Consultants and Advisers: Such term shall include any third party retained
or engaged by the Company or any Subsidiary to provide services to the Company
or such Subsidiary, including any employee of such third party providing such
services.
Director: Such term shall include any director of the Company.
Employee: Such term shall include (i) any officer as well as any full-time
salaried key executive, managerial, professional, administrative, or key
employee of the Company or a Subsidiary. Such term shall also include an
employee on approved leave of absence provided such employee's right to continue
employment with the Company or a Subsidiary upon expiration of such employee's
leave of absence is guaranteed either by statute or by contract with or by a
policy of the Company or a Subsidiary and any consultant, independent
contractor, professional advisor or other person who is paid by the Company or a
Subsidiary for rendering services or furnishing materials or goods to the
Company or a Subsidiary.
Fair Market Value: The fair market value as of any date shall be determined
by the Committee or Board after giving consideration to the price of the Common
Stock in the public market and shall be determined otherwise in a manner
consistent with the provisions of the Code.
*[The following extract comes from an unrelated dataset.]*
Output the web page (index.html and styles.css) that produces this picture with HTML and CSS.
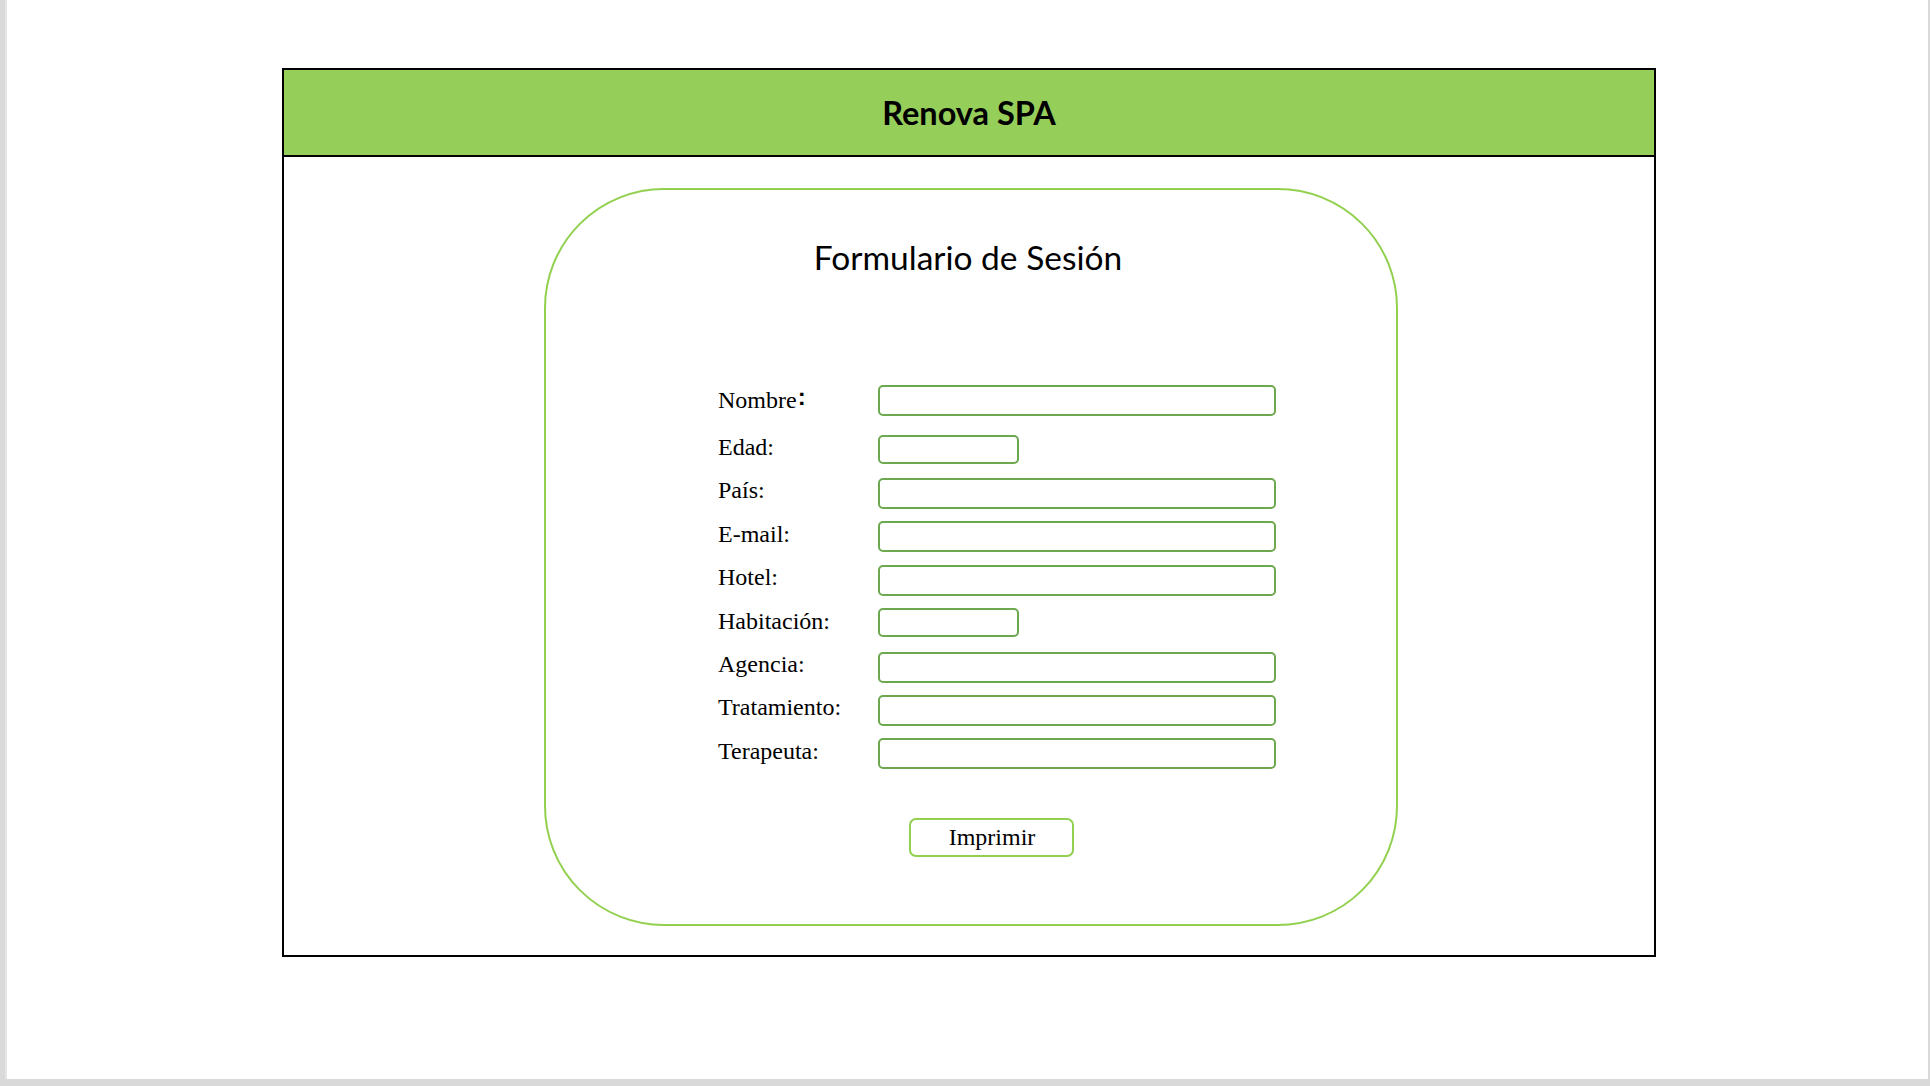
FILE: index.html
```html
<!DOCTYPE html>
<html lang="es">
<head>
<meta charset="utf-8">
<title>Renova SPA</title>
<link rel="stylesheet" href="styles.css">
</head>
<body>
<div class="page">
  <div class="frame">
    <header class="header">Renova SPA</header>
    <main class="content">
      <section class="card">
        <h1 class="title">Formulario de Sesión</h1>
        <form class="form">
          <div class="row row-first"><label class="label">Nombre<span class="colon">:</span></label><input class="field" type="text"></div>
          <div class="row"><label class="label">Edad:</label><input class="field field-short" type="text"></div>
          <div class="row"><label class="label">País:</label><input class="field" type="text"></div>
          <div class="row"><label class="label">E-mail:</label><input class="field" type="text"></div>
          <div class="row"><label class="label">Hotel:</label><input class="field" type="text"></div>
          <div class="row"><label class="label">Habitación:</label><input class="field field-short" type="text"></div>
          <div class="row"><label class="label">Agencia:</label><input class="field" type="text"></div>
          <div class="row"><label class="label">Tratamiento:</label><input class="field" type="text"></div>
          <div class="row"><label class="label">Terapeuta:</label><input class="field" type="text"></div>
          <button class="print-btn" type="button">Imprimir</button>
        </form>
      </section>
    </main>
  </div>
</div>
</body>
</html>
```
FILE: styles.css
```css
html, body {
  margin: 0;
  padding: 0;
}
body {
  background: #d9d9d9;
  width: 1930px;
  height: 1086px;
  overflow: hidden;
  font-family: "Liberation Serif", "Times New Roman", serif;
}
.page {
  margin-left: 7px;
  width: 1921px;
  height: 1079px;
  background: #ffffff;
  box-shadow: -2px 0 0 #e4e4e4;
  overflow: hidden;
  display: flex;
  flex-direction: column;
}
.frame {
  margin: 68px 0 0 275px;
  width: 1374px;
  height: 889px;
  box-sizing: border-box;
  border: 2px solid #000;
  display: flex;
  flex-direction: column;
}
.header {
  height: 85px;
  background: #96ce5a;
  border-bottom: 2px solid #000;
  display: flex;
  align-items: center;
  justify-content: center;
  font-family: Lato, "Open Sans", sans-serif;
  font-weight: 700;
  font-size: 32.5px;
  color: #000;
}
.content {
  flex: 1;
  display: flex;
  flex-direction: column;
}
.card {
  margin: 31px 0 0 260px;
  width: 854px;
  height: 738px;
  box-sizing: border-box;
  border: 2px solid #92d050;
  border-radius: 120px;
  display: flex;
  flex-direction: column;
}
.title {
  margin: 48px 0 0 0;
  padding-right: 6px;
  font-family: Lato, "Open Sans", sans-serif;
  font-weight: 400;
  font-size: 33.5px;
  line-height: 38px;
  text-align: center;
  color: #000;
}
.form {
  margin: 109px 0 0 172px;
  display: flex;
  flex-direction: column;
  gap: 13.4px;
}
.row {
  height: 30px;
  display: flex;
  align-items: flex-start;
}
.row-first {
  margin-bottom: 6.2px;
}
.label {
  width: 160px;
  height: 26px;
  flex: none;
  display: flex;
  align-items: center;
  font-size: 24px;
  color: #000;
  white-space: nowrap;
}
.row-first .label {
  height: 30px;
}
.colon {
  font-family: "Liberation Sans", Arial, sans-serif;
  font-weight: 700;
  font-size: 24px;
  margin-left: 1px;
  position: relative;
  top: -3px;
}
.field {
  width: 398px;
  height: 31px;
  flex: none;
  box-sizing: border-box;
  margin: 0;
  padding: 0 6px;
  border: 2px solid #6ea84e;
  border-radius: 5px;
  background: #fff;
  outline: none;
  font-family: "Liberation Serif", serif;
  font-size: 18px;
}
.field-short {
  width: 141px;
  height: 29px;
}
.print-btn {
  margin: 36px 0 0 191px;
  width: 165px;
  height: 39px;
  box-sizing: border-box;
  border: 2px solid #92d050;
  border-radius: 7px;
  background: #fff;
  padding: 0 0 0 1px;
  font-family: "Liberation Serif", "Times New Roman", serif;
  font-size: 24px;
  color: #000;
  cursor: pointer;
  align-self: flex-start;
}
```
Incentive Stock Option: Such term means an option intended to qualify under
Section 422 of the Code.
1934 Act: Shall mean the Securities Exchange Act of 1934, as amended and
the rules and regulations promulgated thereunder.
Non-Employee Director: Such term shall mean any director of the Company who
is a Non-Employee Director as that term is defined in Rule 16b-3 promulgated
under the 1934 Act.
Non-Qualified Stock Option: Such term means an option which does not
qualify under Section 422 of the Code.
Person: Such term shall have the meaning ascribed to it under the 1934 Act.
Plan: Such term is defined in Article I and shall include all amendments
thereof.
Stock Appreciation Rights: Means the rights granted by the Committee
pursuant to Section 4 of Article VI hereof.
Subsidiary: Means and includes a 'Subsidiary Corporation' of the Company as
defined in Section 424 of the Code.
Ten Percent Stockholder: Such term is defined in Article IV.